# Dataset records
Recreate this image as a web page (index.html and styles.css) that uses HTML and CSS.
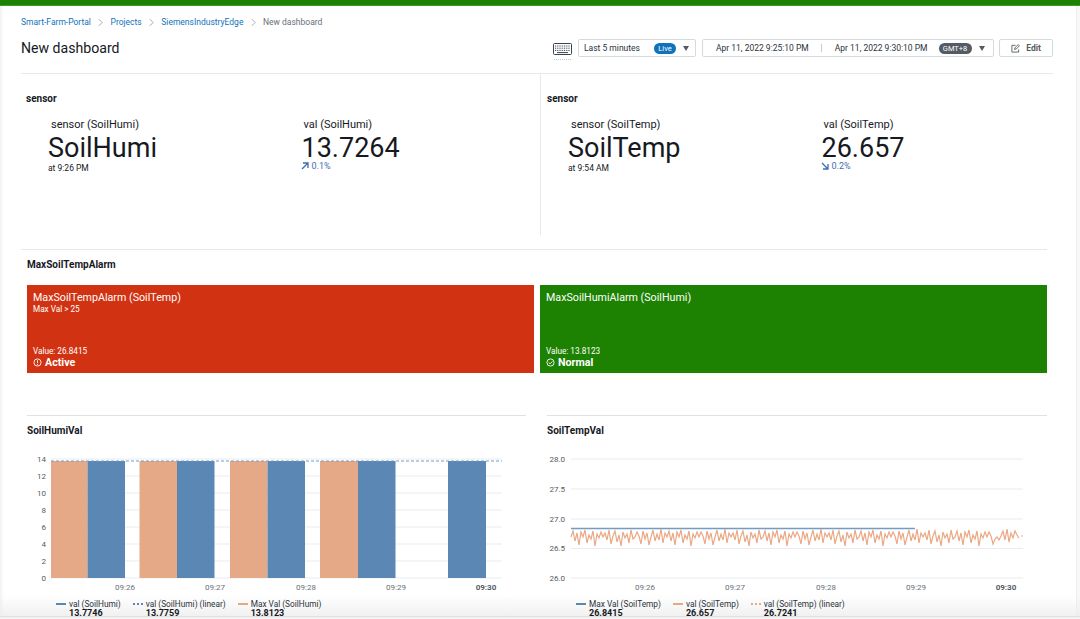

---

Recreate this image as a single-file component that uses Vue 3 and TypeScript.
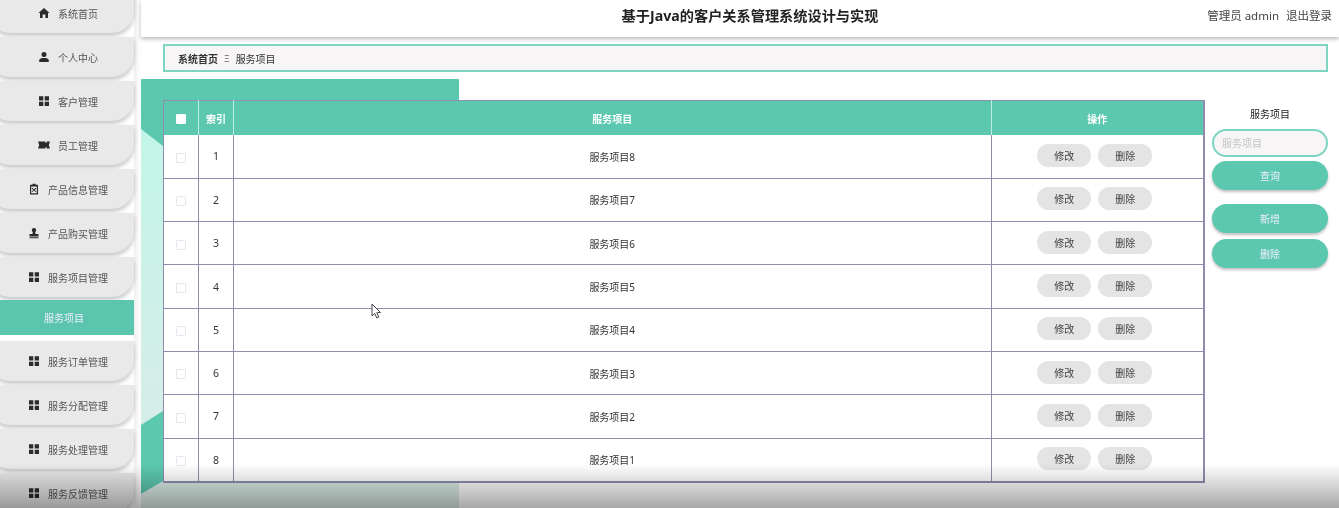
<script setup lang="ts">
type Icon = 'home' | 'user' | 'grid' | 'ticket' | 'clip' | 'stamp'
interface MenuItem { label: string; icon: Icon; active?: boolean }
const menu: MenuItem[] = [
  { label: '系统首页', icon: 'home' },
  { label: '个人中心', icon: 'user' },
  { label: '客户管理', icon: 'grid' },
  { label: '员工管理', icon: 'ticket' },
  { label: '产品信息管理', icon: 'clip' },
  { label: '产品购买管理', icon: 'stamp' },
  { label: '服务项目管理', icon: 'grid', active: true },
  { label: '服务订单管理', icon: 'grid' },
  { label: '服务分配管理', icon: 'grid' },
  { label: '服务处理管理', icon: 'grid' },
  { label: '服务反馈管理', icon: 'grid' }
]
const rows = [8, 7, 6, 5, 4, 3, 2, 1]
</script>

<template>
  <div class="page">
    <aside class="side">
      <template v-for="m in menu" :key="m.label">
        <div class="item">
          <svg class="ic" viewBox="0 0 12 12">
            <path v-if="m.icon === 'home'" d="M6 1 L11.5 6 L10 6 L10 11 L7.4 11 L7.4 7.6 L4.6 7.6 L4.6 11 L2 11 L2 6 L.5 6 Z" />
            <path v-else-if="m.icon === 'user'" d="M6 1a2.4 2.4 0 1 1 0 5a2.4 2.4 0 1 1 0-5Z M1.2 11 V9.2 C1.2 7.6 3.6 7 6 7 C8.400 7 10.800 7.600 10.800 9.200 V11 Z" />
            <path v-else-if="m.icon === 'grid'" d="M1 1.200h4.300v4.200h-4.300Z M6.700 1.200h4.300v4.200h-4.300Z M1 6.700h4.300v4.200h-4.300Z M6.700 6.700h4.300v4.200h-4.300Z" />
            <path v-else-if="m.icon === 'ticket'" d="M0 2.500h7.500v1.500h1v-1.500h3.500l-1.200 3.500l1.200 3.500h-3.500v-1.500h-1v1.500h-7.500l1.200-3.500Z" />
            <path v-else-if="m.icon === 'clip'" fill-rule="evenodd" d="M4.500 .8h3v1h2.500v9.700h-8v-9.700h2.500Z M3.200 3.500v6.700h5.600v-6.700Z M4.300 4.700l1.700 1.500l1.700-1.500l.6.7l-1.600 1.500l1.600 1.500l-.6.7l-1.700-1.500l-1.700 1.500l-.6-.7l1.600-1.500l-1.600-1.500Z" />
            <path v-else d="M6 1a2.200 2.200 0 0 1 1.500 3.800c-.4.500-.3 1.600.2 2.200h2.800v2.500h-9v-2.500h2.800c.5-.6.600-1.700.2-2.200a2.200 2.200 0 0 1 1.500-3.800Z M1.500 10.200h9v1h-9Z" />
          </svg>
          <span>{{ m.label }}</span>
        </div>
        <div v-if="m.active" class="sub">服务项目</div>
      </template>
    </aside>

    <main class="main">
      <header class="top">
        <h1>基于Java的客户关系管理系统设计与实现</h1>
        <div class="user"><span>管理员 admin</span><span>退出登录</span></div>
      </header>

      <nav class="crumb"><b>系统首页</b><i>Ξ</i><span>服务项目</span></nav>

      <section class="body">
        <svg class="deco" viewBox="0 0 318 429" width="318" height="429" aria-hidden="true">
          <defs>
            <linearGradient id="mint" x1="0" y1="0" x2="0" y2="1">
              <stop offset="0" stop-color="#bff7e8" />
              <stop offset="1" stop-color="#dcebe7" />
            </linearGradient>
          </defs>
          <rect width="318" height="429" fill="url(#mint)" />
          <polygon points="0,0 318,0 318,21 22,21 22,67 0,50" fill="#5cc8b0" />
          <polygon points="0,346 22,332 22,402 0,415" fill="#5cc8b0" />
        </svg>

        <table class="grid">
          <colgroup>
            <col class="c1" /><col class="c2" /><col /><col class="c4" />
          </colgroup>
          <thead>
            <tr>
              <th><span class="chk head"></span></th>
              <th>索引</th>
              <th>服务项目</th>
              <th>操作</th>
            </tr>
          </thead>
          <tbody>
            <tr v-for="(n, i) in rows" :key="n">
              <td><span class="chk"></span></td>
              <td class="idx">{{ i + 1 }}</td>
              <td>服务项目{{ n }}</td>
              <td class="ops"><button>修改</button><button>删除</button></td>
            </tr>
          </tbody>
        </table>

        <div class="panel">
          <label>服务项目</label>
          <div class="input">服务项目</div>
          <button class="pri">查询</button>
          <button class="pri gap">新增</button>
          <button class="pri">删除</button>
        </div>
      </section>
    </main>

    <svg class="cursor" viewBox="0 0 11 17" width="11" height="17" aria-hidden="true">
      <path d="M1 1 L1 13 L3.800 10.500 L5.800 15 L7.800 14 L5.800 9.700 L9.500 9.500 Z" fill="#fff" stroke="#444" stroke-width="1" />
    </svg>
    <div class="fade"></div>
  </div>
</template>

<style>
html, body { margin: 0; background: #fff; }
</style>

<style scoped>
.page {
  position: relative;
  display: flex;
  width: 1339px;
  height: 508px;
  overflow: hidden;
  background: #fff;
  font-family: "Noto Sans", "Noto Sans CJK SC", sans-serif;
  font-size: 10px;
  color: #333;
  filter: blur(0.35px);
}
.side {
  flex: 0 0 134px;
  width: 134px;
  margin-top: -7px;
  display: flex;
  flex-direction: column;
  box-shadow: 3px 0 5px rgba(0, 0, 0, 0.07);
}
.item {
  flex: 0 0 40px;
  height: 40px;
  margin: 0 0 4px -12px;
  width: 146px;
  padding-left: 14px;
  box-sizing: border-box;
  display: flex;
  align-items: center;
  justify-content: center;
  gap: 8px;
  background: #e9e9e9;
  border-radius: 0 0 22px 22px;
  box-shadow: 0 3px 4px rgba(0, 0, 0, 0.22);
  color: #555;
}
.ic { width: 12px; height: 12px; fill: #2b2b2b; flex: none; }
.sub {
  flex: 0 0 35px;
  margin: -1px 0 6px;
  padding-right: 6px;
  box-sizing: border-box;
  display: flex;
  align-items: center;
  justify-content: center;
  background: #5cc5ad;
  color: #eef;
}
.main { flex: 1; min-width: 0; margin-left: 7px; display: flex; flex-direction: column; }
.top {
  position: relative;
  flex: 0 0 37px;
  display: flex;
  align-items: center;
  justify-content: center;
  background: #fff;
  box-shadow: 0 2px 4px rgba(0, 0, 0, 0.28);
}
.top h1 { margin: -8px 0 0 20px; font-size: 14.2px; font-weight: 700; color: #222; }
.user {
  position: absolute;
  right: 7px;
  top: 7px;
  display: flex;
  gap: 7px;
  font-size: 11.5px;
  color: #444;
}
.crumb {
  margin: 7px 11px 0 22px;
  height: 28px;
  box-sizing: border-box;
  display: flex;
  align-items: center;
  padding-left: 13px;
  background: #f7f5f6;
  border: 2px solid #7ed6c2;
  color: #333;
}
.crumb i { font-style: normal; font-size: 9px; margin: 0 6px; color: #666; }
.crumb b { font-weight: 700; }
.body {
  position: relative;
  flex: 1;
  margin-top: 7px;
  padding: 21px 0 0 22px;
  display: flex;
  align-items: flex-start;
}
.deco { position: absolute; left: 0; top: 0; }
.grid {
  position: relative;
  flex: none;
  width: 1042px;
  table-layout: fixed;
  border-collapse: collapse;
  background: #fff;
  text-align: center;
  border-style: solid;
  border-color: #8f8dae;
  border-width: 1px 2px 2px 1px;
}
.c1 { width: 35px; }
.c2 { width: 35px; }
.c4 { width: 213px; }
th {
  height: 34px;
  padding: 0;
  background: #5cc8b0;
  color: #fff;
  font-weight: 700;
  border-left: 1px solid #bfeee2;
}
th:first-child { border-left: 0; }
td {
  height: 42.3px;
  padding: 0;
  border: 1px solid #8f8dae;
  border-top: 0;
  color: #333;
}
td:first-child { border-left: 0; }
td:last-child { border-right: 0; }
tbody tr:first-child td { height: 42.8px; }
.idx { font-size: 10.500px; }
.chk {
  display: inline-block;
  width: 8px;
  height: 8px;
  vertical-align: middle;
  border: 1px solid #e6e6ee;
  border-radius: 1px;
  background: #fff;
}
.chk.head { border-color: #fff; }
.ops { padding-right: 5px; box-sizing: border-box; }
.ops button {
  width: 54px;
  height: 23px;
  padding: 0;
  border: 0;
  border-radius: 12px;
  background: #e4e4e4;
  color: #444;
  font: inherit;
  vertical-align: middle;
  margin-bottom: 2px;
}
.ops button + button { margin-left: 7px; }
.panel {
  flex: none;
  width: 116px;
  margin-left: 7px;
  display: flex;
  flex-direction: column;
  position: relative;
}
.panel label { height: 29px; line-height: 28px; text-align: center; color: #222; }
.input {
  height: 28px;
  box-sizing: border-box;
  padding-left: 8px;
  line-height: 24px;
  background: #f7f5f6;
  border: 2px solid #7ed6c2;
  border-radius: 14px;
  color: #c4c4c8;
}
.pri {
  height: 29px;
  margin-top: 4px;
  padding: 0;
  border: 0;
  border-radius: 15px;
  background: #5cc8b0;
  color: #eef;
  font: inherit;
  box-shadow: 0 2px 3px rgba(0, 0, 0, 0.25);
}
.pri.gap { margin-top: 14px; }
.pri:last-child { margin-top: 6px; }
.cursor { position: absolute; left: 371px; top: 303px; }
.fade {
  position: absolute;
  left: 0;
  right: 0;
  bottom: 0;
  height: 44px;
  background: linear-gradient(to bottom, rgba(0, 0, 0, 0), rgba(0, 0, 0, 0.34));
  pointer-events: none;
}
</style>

# Task requirements
Select every line where the word "page" occurs.

# Full solution
Recreate this image as a web page (index.html and styles.css) that uses HTML and CSS.
  <div class="page">
.page {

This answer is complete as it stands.